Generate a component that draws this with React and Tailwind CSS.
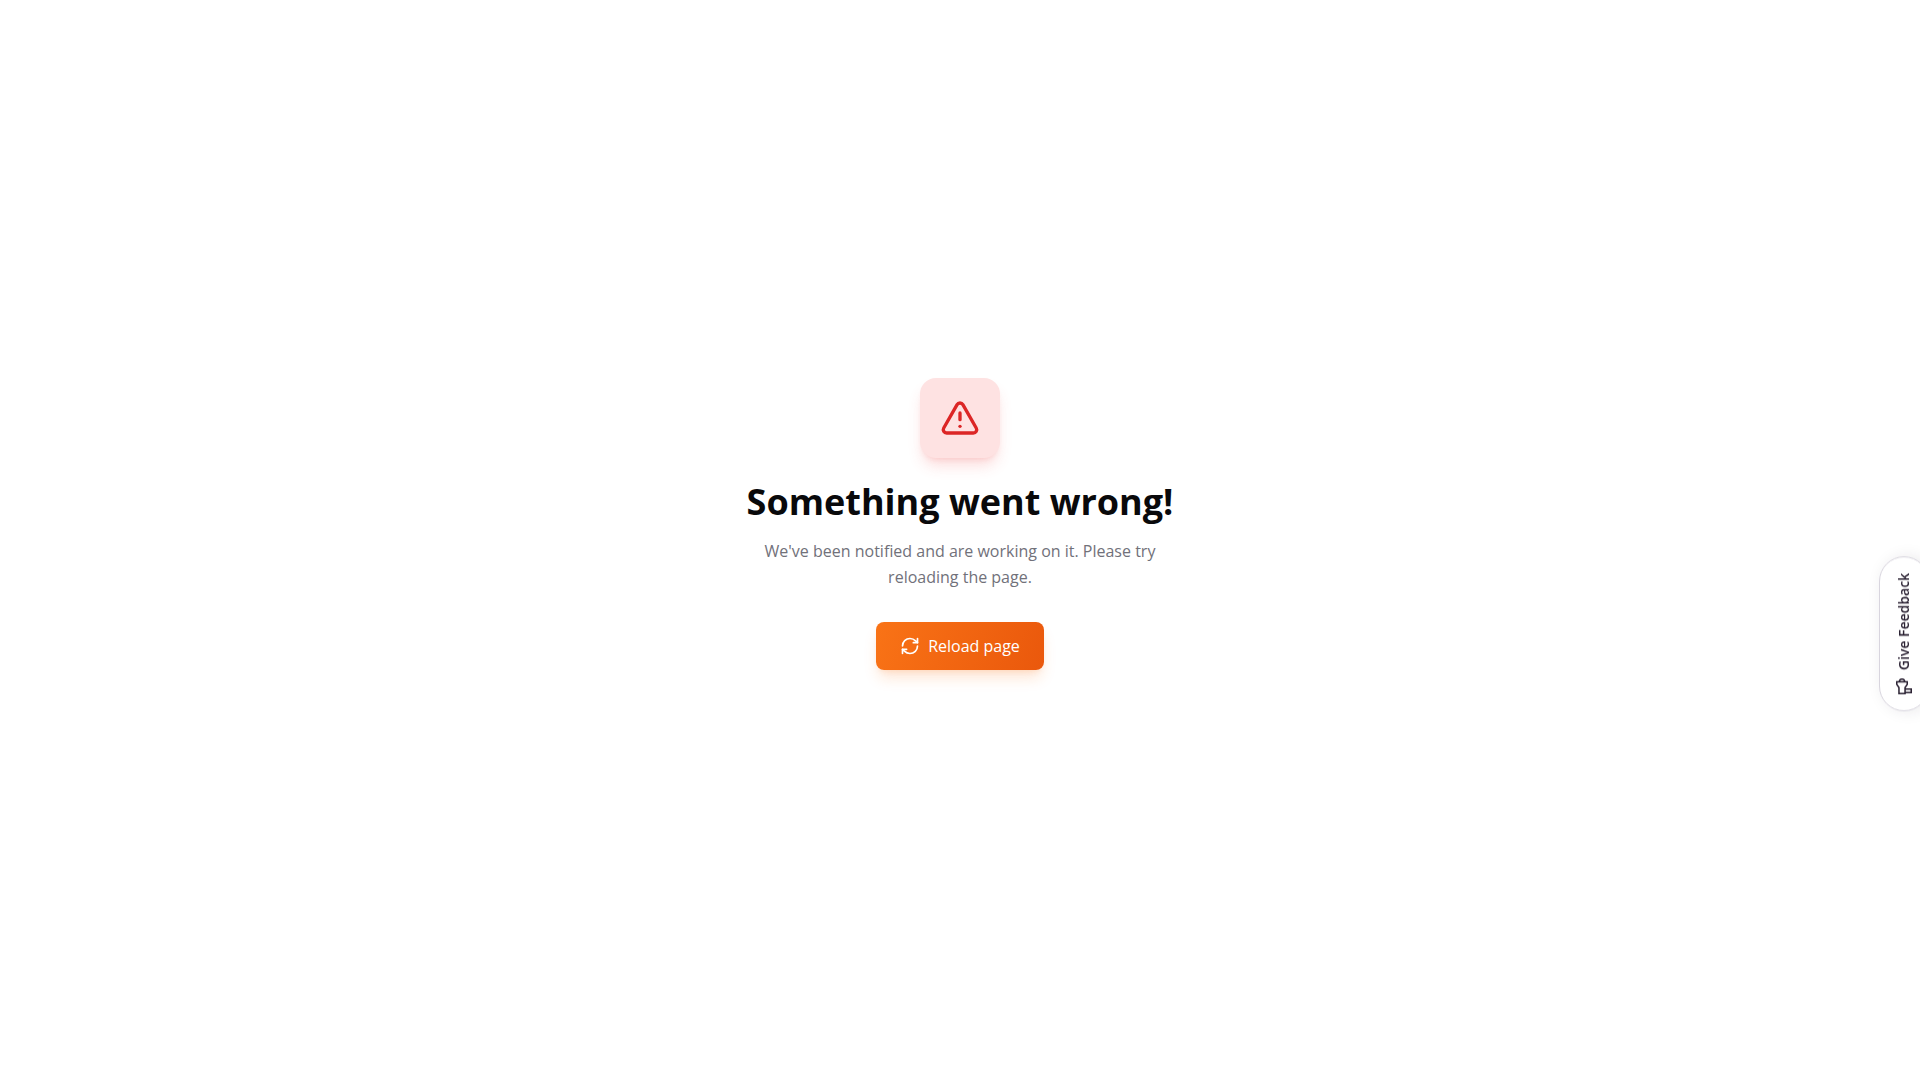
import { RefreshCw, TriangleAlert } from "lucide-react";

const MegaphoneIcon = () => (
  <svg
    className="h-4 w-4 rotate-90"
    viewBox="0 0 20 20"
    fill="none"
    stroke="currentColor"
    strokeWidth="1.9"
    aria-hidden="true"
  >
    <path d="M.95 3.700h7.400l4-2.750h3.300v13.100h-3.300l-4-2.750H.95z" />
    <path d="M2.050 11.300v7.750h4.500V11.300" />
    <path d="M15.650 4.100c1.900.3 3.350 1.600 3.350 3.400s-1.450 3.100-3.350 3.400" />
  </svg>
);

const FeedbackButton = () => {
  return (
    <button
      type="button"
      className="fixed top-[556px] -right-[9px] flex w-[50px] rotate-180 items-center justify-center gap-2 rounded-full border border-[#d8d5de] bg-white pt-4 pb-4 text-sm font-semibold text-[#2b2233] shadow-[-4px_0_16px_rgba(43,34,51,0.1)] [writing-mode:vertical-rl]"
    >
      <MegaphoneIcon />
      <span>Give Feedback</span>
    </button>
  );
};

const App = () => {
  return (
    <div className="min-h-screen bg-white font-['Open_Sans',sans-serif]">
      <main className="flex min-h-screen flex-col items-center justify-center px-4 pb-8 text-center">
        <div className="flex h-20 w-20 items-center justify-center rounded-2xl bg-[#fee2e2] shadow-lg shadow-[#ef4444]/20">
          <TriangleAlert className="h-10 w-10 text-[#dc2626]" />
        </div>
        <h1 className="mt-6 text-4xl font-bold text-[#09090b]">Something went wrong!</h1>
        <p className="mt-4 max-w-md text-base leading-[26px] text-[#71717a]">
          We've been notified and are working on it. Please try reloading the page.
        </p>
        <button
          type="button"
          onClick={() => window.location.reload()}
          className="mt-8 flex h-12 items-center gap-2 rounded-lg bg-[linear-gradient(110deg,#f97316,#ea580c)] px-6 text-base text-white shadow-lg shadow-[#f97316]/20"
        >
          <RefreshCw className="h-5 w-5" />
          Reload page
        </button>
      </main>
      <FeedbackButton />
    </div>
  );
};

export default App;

============================================================

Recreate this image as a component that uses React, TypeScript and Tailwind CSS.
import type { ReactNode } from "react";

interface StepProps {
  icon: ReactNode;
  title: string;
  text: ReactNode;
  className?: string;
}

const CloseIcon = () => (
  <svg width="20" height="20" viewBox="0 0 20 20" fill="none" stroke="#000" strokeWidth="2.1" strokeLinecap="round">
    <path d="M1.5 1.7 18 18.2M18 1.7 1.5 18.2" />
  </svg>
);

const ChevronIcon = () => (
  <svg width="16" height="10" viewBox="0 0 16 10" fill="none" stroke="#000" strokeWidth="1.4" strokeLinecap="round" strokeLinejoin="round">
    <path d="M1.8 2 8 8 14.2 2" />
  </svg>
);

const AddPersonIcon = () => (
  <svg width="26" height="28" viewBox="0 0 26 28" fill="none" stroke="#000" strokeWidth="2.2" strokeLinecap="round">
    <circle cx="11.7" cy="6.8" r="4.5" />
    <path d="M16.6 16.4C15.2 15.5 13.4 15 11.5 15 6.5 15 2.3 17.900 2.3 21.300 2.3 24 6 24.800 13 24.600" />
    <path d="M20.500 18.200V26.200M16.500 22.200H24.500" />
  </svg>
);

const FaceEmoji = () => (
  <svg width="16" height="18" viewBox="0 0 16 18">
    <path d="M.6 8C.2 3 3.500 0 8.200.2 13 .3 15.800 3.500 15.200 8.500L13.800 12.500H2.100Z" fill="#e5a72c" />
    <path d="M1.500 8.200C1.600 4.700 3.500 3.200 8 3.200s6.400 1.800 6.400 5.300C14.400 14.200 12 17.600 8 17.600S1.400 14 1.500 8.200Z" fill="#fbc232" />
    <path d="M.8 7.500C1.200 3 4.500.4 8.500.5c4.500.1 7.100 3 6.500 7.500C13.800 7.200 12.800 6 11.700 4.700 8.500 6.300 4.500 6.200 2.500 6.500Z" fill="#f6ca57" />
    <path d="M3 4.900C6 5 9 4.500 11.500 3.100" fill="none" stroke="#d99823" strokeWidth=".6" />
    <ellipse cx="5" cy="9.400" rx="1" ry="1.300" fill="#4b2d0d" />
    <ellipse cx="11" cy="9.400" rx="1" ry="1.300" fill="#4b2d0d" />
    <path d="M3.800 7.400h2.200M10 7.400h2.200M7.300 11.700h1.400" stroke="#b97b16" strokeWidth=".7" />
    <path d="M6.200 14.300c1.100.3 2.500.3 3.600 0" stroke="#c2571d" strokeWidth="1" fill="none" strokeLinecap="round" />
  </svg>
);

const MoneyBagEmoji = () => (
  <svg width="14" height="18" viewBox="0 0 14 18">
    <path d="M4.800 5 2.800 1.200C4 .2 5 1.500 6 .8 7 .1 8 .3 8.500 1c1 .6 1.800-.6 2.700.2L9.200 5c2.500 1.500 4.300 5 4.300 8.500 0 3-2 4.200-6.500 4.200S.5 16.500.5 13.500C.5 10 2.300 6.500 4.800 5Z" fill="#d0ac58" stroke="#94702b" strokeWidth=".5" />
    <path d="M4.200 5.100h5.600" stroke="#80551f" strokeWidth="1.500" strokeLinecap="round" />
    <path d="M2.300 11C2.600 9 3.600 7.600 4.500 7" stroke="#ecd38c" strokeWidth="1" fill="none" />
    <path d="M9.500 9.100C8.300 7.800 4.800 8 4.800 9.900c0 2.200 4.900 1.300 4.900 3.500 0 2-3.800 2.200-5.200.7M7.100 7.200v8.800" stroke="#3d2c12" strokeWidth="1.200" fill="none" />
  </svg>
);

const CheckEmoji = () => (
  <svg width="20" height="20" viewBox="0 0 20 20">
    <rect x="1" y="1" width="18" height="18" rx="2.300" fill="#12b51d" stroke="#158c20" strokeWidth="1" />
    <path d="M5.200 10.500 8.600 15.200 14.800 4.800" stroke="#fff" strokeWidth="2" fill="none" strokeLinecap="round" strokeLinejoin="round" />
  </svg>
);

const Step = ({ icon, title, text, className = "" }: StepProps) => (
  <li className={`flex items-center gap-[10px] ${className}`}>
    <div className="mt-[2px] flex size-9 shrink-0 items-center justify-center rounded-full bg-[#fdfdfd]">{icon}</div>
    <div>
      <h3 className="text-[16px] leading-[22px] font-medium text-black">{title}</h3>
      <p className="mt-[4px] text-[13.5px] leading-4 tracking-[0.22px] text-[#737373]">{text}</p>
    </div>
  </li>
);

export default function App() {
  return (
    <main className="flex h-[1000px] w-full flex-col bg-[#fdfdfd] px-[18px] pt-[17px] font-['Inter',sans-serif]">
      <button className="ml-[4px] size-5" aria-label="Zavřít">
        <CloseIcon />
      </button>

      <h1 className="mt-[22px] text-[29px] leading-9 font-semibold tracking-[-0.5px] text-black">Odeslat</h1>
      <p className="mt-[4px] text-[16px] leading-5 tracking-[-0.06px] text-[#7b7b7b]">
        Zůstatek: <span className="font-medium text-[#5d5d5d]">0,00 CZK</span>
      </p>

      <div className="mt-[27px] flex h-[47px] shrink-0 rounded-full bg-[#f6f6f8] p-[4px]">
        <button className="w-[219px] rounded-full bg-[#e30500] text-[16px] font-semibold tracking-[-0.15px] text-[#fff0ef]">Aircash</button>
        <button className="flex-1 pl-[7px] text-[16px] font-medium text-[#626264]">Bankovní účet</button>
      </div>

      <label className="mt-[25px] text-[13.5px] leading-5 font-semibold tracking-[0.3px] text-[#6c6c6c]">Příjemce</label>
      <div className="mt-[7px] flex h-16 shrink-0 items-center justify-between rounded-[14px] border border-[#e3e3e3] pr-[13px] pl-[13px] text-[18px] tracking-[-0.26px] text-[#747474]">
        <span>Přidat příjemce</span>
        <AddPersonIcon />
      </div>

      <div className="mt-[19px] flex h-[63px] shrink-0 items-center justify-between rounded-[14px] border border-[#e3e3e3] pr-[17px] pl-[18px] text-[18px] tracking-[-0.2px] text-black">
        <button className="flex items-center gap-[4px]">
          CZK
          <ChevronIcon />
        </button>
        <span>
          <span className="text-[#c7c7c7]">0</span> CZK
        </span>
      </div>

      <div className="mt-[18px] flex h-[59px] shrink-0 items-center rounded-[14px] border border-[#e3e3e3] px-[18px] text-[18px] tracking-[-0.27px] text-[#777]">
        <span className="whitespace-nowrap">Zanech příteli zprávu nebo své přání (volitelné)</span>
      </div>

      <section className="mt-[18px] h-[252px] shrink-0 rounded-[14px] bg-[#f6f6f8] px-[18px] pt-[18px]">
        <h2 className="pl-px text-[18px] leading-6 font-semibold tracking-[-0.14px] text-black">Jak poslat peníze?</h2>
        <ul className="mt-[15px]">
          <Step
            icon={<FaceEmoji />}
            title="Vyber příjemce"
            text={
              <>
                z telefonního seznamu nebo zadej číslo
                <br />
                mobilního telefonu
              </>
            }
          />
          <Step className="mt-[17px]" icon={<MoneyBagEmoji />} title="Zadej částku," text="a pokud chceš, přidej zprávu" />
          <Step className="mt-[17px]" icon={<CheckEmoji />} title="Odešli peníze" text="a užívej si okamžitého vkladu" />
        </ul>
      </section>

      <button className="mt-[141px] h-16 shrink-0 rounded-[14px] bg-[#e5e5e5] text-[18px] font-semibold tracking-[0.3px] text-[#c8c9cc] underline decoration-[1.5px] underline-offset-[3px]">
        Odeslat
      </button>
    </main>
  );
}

============================================================

Written instruction: Both the line containing "Generate a component" and the line containing "export default App;" belong in the copy, along with every line between them. Reproduce that stretch exactly, without the pictures.

Response:
Generate a component that draws this with React and Tailwind CSS.
import { RefreshCw, TriangleAlert } from "lucide-react";

const MegaphoneIcon = () => (
  <svg
    className="h-4 w-4 rotate-90"
    viewBox="0 0 20 20"
    fill="none"
    stroke="currentColor"
    strokeWidth="1.9"
    aria-hidden="true"
  >
    <path d="M.95 3.700h7.400l4-2.750h3.300v13.100h-3.300l-4-2.750H.95z" />
    <path d="M2.050 11.300v7.750h4.500V11.300" />
    <path d="M15.650 4.100c1.900.3 3.350 1.600 3.350 3.400s-1.450 3.100-3.350 3.400" />
  </svg>
);

const FeedbackButton = () => {
  return (
    <button
      type="button"
      className="fixed top-[556px] -right-[9px] flex w-[50px] rotate-180 items-center justify-center gap-2 rounded-full border border-[#d8d5de] bg-white pt-4 pb-4 text-sm font-semibold text-[#2b2233] shadow-[-4px_0_16px_rgba(43,34,51,0.1)] [writing-mode:vertical-rl]"
    >
      <MegaphoneIcon />
      <span>Give Feedback</span>
    </button>
  );
};

const App = () => {
  return (
    <div className="min-h-screen bg-white font-['Open_Sans',sans-serif]">
      <main className="flex min-h-screen flex-col items-center justify-center px-4 pb-8 text-center">
        <div className="flex h-20 w-20 items-center justify-center rounded-2xl bg-[#fee2e2] shadow-lg shadow-[#ef4444]/20">
          <TriangleAlert className="h-10 w-10 text-[#dc2626]" />
        </div>
        <h1 className="mt-6 text-4xl font-bold text-[#09090b]">Something went wrong!</h1>
        <p className="mt-4 max-w-md text-base leading-[26px] text-[#71717a]">
          We've been notified and are working on it. Please try reloading the page.
        </p>
        <button
          type="button"
          onClick={() => window.location.reload()}
          className="mt-8 flex h-12 items-center gap-2 rounded-lg bg-[linear-gradient(110deg,#f97316,#ea580c)] px-6 text-base text-white shadow-lg shadow-[#f97316]/20"
        >
          <RefreshCw className="h-5 w-5" />
          Reload page
        </button>
      </main>
      <FeedbackButton />
    </div>
  );
};

export default App;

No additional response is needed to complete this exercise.